Is Canada Now More American than America?

Canada’s Burger King secret: Hold the taxes, hold the regulations.


Open for Business: A Tim Horton's cafe in New York City (Spencer Platt/Getty Images)

John Fund
The merger of U.S. hamburger giant Burger King with Tim Hortons, Canada’s favorite coffee shop, will create the world’s third largest fast-food company, with a total of 18,000 restaurants in over 100 countries. It is also a piercing wake-up call for the U.S., because the new company will make its global headquarters in Canada’s province of Ontario. That underscores what savvy businesses everywhere have learned — the U.S. is an increasingly less attractive place to do business. “Canada has quietly and politely become, well, more American than America,” says columnist Stephen Green.
Since 2003, more than 35 major U.S. companies have moved their headquarters and reincorporated overseas. Rather than rail against such “inversions,” as President Obama does, or call for an economic boycott, as Ohio’s Democratic senator Sherrod Brown does, we should figure out what is driving U.S. companies offshore. Here’s a clue: The U.S. now has the highest corporate tax rate of any industrialized country, and the Wall Street Journal reports that the Obama administration is “even now looking for ways it can unilaterally raise corporate taxes without going to Congress.”

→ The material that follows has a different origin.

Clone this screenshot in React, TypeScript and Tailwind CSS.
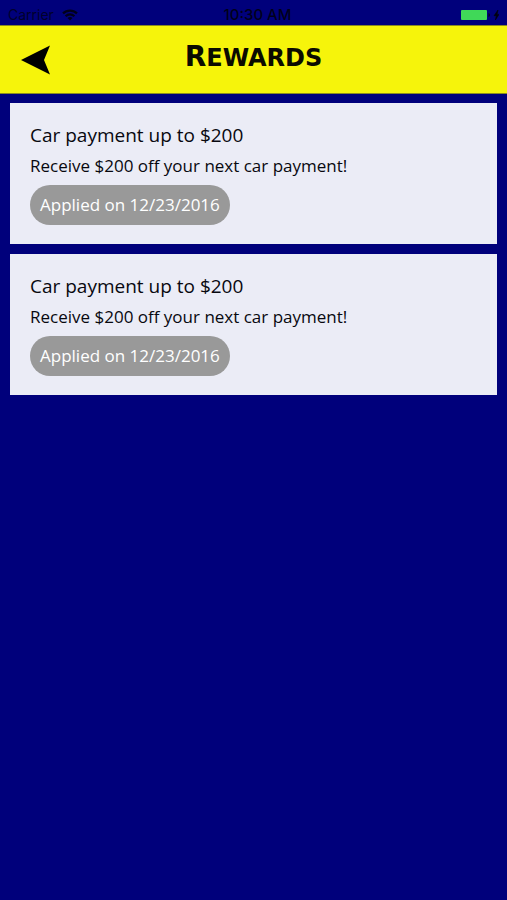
interface Reward {
  id: number
  title: string
  description: string
  appliedOn: string
}

const rewards: Reward[] = [
  {
    id: 1,
    title: 'Car payment up to $200',
    description: 'Receive $200 off your next car payment!',
    appliedOn: '12/23/2016',
  },
  {
    id: 2,
    title: 'Car payment up to $200',
    description: 'Receive $200 off your next car payment!',
    appliedOn: '12/23/2016',
  },
]

function StatusBar() {
  return (
    <div className="grid h-[25px] grid-cols-3 items-center px-2 pt-1 font-['Inter',sans-serif] text-sm leading-5 text-[#00001a]">
      <div className="flex items-center gap-2">
        <span className="text-[#00002c]">Carrier</span>
        <svg viewBox="0 0 16 12" className="h-3 w-4" fill="none" stroke="#00001a" strokeWidth="2.2" aria-hidden="true">
          <path d="M1 4.4a10 10 0 0 1 14 0M3.6 7.2a6.2 6.2 0 0 1 8.8 0" />
          <path d="M8 11.6 5.5 9.1a3.6 3.6 0 0 1 5 0z" fill="#00001a" stroke="none" />
        </svg>
      </div>
      <span className="pl-2 text-center text-[15px] font-medium">10:30 AM</span>
      <div className="flex justify-end">
        <svg viewBox="0 0 40 12" className="h-3 w-10" aria-hidden="true">
          <rect x="2" y="1" width="26" height="10" rx="1" fill="#40d858" />
          <path d="M29.5 4v4q1.5-.6 1.5-2t-1.5-2z" fill="#00001a" />
          <path d="M39 1 35 6.7h2.3L36.4 11l3.6-5.6h-2z" fill="#00000c" stroke="#00000c" strokeWidth=".6" />
        </svg>
      </div>
    </div>
  )
}

function Header() {
  return (
    <header className="grid h-[69px] grid-cols-[1fr_auto_1fr] items-center border-y border-[#8a8a20] bg-[#f6f40b] px-5">
      <button type="button" aria-label="Back" className="h-8 w-8 cursor-pointer">
        <svg viewBox="0 0 32 32" className="h-8 w-8" aria-hidden="true">
          <path d="M1 16 30 1.5 24 16 30 30.5z" fill="#000" />
        </svg>
      </button>
      <h1 className="pb-1 font-['DejaVu_Sans',sans-serif] text-2xl leading-9 font-bold text-[#0b0b00] uppercase first-letter:text-[28px]">
        Rewards
      </h1>
    </header>
  )
}

function RewardCard({ reward }: { reward: Reward }) {
  return (
    <li className="bg-[#ebecf6] px-5 pt-[18px] pb-[19px]">
      <h2 className="text-[19px] leading-7">{reward.title}</h2>
      <p className="mt-[5px] text-[17px] leading-6">{reward.description}</p>
      <span className="mt-[7px] flex h-10 w-fit items-center rounded-full bg-[#999] px-[10px] text-[17px] text-white">
        Applied on {reward.appliedOn}
      </span>
    </li>
  )
}

export default function App() {
  return (
    <div className="min-h-screen bg-[#00007b] font-['Open_Sans',sans-serif] text-[#08080f]">
      <StatusBar />
      <Header />
      <main className="px-[10px] pt-[9px]">
        <ul className="flex flex-col gap-[10px]">
          {rewards.map((reward) => (
            <RewardCard key={reward.id} reward={reward} />
          ))}
        </ul>
      </main>
    </div>
  )
}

Canada has long been our more socialist and, consequently, our poorer neighbor to the north. But that has changed over the last two decades. Starting in 1995, Canada has drawn back from a public-debt precipice, restrained government spending, and dramatically overhauled its tax system. Next year it will also begin unilaterally reducing tariffs on thousands of manufactured goods — recognizing that free trade makes for wealthier consumers and a more prosperous society.The results have been dramatic. This year, Canada has a higher per capita household income than the U.S., an unheard-of development that no one saw coming. It ranks eightth in the annual Economic Freedom of the World index (freetheworld.com) that the Fraser Institute compiles for over 150 countries, with especially strong marks in property rights and business freedom. By comparison, the U.S. ranks a pathetic 17th and is now categorized as only “mostly free.” “Unfortunately for the United States, we’ve seen overspending, weakening rule of law, and regulatory overkill on the part of the U.S. government, causing its economic freedom score to plummet in recent years,” said Fred McMahon of the Fraser Institute. “This is a stark contrast from 2000, when the U.S. was considered one of the most economically free nations and ranked second globally.”
While the U.S. eagle has plummeted in terms of economic freedom, the Canadian maple leaf has prospered. The consulting firm of KPMG looked at the tax costs of doing business in ten major nations. Setting the U.S. tax rate at a benchmark score of 100, it found that Canada’s costs were the lowest, 46.4 percentage points lower than the U.S. The United Kingdom, Mexico, and the Netherlands also beat out the U.S.
Canada’s strategy of lowering tax burdens on business was a conscious one, begun under the Liberal government of Paul Martin and accelerated since 2006 by the Conservative government of Stephen Harper. The late Jim Flaherty, who served as Harper’s finance minister until March of this year, told me last year that the essence of smart taxation is “to raise the resources needed for prudent government while creating an environment where the private sector is encouraged to create the longer-lasting jobs a country needs to prosper.” He concluded that “if you can give people enough upward opportunity for average people, the talk will be on creating more of it rather than on redistributing a shrinking pie.”
Among the innovations that Flaherty introduced was the Tax Free Savings Account, which allows Canadians to save more by setting aside money tax-free if it’s invested. Combined with the already established Registered Retirement Savings Plan, which is focused on building retirement income, Canadians now have more tax-free savings vehicles to help them remain independent over their lifespan than any people outside of Chile, which privatized its Social Security system in the 1980s.
No one suggests that Canada is a pure beacon of freedom. Harper’s Conservatives have a majority of seats in Parliament, but just shy of 50 percent of Canadians in the last election, in 2011, cast ballots for either the Liberals or New Democrats, both interventionist purveyors of big government. Canada’s single-payer health system delivers less innovation and longer waiting lists than Americans would be likely to tolerate, and many of Canada’s provinces are once again piling up debt and overspending.
But Canada proves that a country can climb out of a deep fiscal hole within a remarkably small number of years and build a prosperous society even while it retains large welfare-state programs.
That is a lesson for U.S. Democrats, who, rather than rail against Burger King’s lack of economic patriotism, should learn how Canada has avoided America’s economic stagnation. It’s also a lesson for Republicans, who often lack the courage of their convictions in calling for genuine economic reform. Canada’s economic example — and the political success of Harper’s Conservatives in winning three elections in a row — should stiffen their spines.